(Asked a similar question before but deleted to add further detail)
Similar to this question and a related to this question, how can I apply the chain and product rule to find the Jacobian of $$ f_1(x) = (g(x) \odot A) \, h(x) \tag{$*$} $$ and $$ f_2(x) = (g(x) \odot A \odot g(x))\, v \tag{$**$} $$ for fixed vector $v \in \mathbb{R}^n$, variable $x \in \mathbb{R}^n$, $g: \mathbb{R}^n \to \mathbb{R}^n$, $h: \mathbb{R}^n \to \mathbb{R}^n$, and $A \in \mathbb{R}^{n \times n}$? I'm having trouble computing the total derivative.
For an example of ($*$), I am trying to compute the total derivative for $f(x) = (-\sin(x) \odot M)\cos(x)$ with $y := -\sin(x)$, $z := \cos(x)$, and $w := Mz$ as: \begin{align} {\rm d} f(x) &= {\rm d}\{ (-\sin(x) \odot M)\cos(x) \} \\ &= {\rm d} \{(y \odot M)z\} = {\rm d} \{ y \odot (Mz) \} = {\rm d} \{y \odot w \} \\ &= y \odot {\rm d}w + {\rm d}y \odot w \\ &= y \odot (M J_{z} \,{\rm d}x) + J_y \, {\rm d}x \odot Mz \tag{$***$} \end{align} and Jacobian $$ \frac{{\rm d} f(x)}{{\rm d}x} = y \odot (M J_{z}) + J_y \odot Mz $$ but think I am messing something up.
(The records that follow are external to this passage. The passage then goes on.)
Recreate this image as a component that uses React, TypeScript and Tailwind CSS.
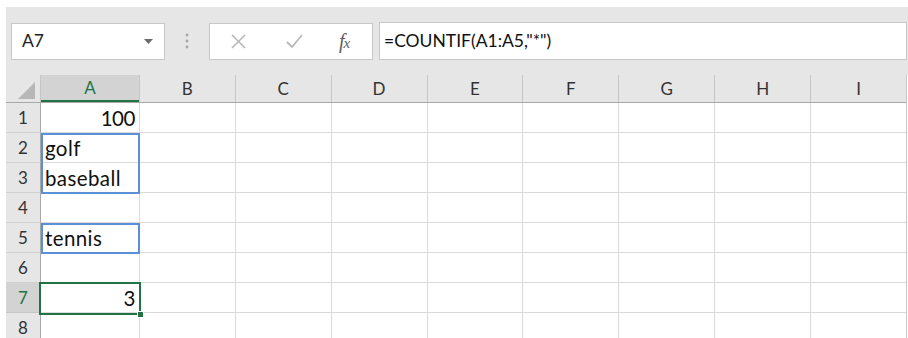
import React from 'react';

const COLS = ['B', 'C', 'D', 'E', 'F', 'G', 'H', 'I'];
const ROWS = [1, 2, 3, 4, 5, 6, 7, 8];

const CELL_A: Record<number, { text: string; right?: boolean }> = {
  1: { text: '100', right: true },
  2: { text: 'golf' },
  3: { text: 'baseball' },
  5: { text: 'tennis' },
  7: { text: '3', right: true },
};

const FONT = { fontFamily: 'Lato, "Open Sans", sans-serif' };

export default function App() {
  return (
    <div className="w-[908px] h-[338px] bg-white overflow-hidden pt-[7px] pl-[6px]" style={FONT}>
      {/* Formula bar */}
      <div className="h-[68px] w-[902px] bg-[#e6e6e6] flex items-center pl-[5px]">
        <div className="w-[154px] h-[37px] bg-white border border-[#c8c8c8] flex items-center justify-between pl-[10px] pr-[11px]">
          <span className="text-[17.5px] text-[#222]">A7</span>
          <svg width="9" height="5" viewBox="0 0 9 5">
            <path d="M0 0h9L4.5 5z" fill="#6a6a6a" />
          </svg>
        </div>
        <div className="w-[44px] flex justify-center">
          <svg width="4" height="16" viewBox="0 0 4 16">
            <circle cx="2" cy="2" r="1.4" fill="#a6a6a6" />
            <circle cx="2" cy="8" r="1.4" fill="#a6a6a6" />
            <circle cx="2" cy="14" r="1.4" fill="#a6a6a6" />
          </svg>
        </div>
        <div className="w-[164px] h-[37px] bg-white border border-[#c8c8c8] flex items-center">
          <svg className="ml-[21px]" width="15" height="15" viewBox="0 0 15 15">
            <path d="M1 1l13 13M14 1L1 14" stroke="#b8b8b8" strokeWidth="1.6" fill="none" />
          </svg>
          <svg className="ml-[40px]" width="17" height="15" viewBox="0 0 17 15">
            <path d="M1 8l5 5L16 1" stroke="#b8b8b8" strokeWidth="1.8" fill="none" />
          </svg>
          <span
            className="ml-[36px] text-[20px] italic text-[#5e5e5e] tracking-[-1px] leading-none"
            style={{ fontFamily: '"Liberation Serif", serif' }}
          >
            f<span className="text-[15px]">x</span>
          </span>
        </div>
        <div className="ml-[6px] w-[528px] h-[38px] bg-white border border-[#c8c8c8] flex items-center pl-[4px]">
          <span className="text-[17.5px] text-[#111]">=COUNTIF(A1:A5,"*")</span>
        </div>
      </div>

      {/* Grid */}
      <div className="relative w-[901px] border-r border-[#c8c8c8]">
        {/* Column headers */}
        <div className="flex h-[28px] bg-[#e6e6e6] border-b border-[#a8a8a8]">
          <div className="w-[35px] flex items-end justify-end pr-[5px] pb-[3px] border-r border-[#c6c6c6]">
            <svg width="17" height="17" viewBox="0 0 17 17">
              <path d="M17 0v17H0z" fill="#b7b7b7" />
            </svg>
          </div>
          <div className="w-[98px] flex items-center justify-center bg-[#d3d3d3] border-b-2 border-[#217346] text-[17px] text-[#217346]">
            A
          </div>
          {COLS.map((c) => (
            <div
              key={c}
              className="w-[96px] flex items-center justify-center border-l border-[#c6c6c6] text-[17px] text-[#333]"
            >
              {c}
            </div>
          ))}
        </div>

        {/* Rows */}
        {ROWS.map((r) => (
          <div key={r} className="flex h-[30px]">
            <div
              className={`w-[35px] flex items-center justify-center border-r border-b text-[17px] ${
                r === 7 ? 'bg-[#d3d3d3] text-[#217346] border-r-[#a8a8a8] border-b-[#c6c6c6]' : 'bg-[#e6e6e6] text-[#333] border-r-[#a8a8a8] border-b-[#d0d0d0]'
              }`}
            >
              {r}
            </div>
            <div
              className={`w-[98px] flex items-end pb-[1px] px-[4px] border-b border-[#dadada] text-[20.5px] leading-[26px] text-[#111] ${
                CELL_A[r]?.right ? 'justify-end tracking-[-0.5px]' : 'justify-start tracking-[0.4px]'
              }`}
            >
              {CELL_A[r]?.text}
            </div>
            {COLS.map((c) => (
              <div key={c} className="w-[96px] border-l border-b border-[#dadada]" />
            ))}
          </div>
        ))}

        {/* Range highlights */}
        <div className="absolute left-[35px] top-[58px] w-[99px] h-[61px] border-2 border-[#5b90d8]" />
        <div className="absolute left-[35px] top-[148px] w-[99px] h-[31px] border-2 border-[#5b90d8]" />

        {/* Active cell */}
        <div className="absolute left-[33px] top-[207px] w-[102px] h-[33px] border-2 border-[#217346]" />
        <div className="absolute left-[131px] top-[236px] w-[7px] h-[7px] bg-[#217346] border border-white" />
      </div>
    </div>
  );
}
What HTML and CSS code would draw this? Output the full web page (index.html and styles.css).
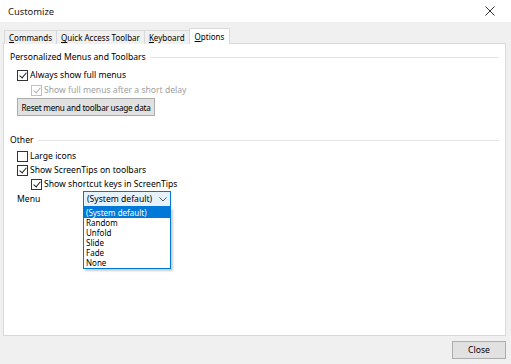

Is ($***$) correct?
To evaluate a function on a vector argument, as in your example, it must be applied element-wise.
The the differential of such a function is expressed, not in terms of the usual Jacobian, but as an element-wise version of the ordinary (scalar) derivative, i.e. $$\eqalign{ &y = \sin(x),\quad &z = \cos(x),\quad &w = Mz \cr &dy = \cos(x)\odot dx,\quad &dz = -\sin(x)\odot dx,\quad &dw = M\,dz \cr &dy = z\odot dx,\quad &dz = -y\odot dx \cr }$$ where ($\odot$) denotes the elementwise/Hadamard product.
Of course, diagonal matrices can be used to eliminate the Hadamard products. $$\eqalign{ &Y = {\rm Diag}(y),\quad &Z = {\rm Diag}(z),\quad &W = {\rm Diag}(w) \cr &dy = Z\,dx,\quad &dz = -Y\,dx,\quad &dw = -MY\,dx \cr }$$ Now it becomes easy to calculate the differential and gradient of the function. $$\eqalign{ f &= -y\odot w \;= -w\odot y \cr df &= -y\odot dw - w\odot dy \cr &= YMY\,dx - WZ\,dx \cr \frac{\partial f}{\partial x} &= YMY - WZ \cr }$$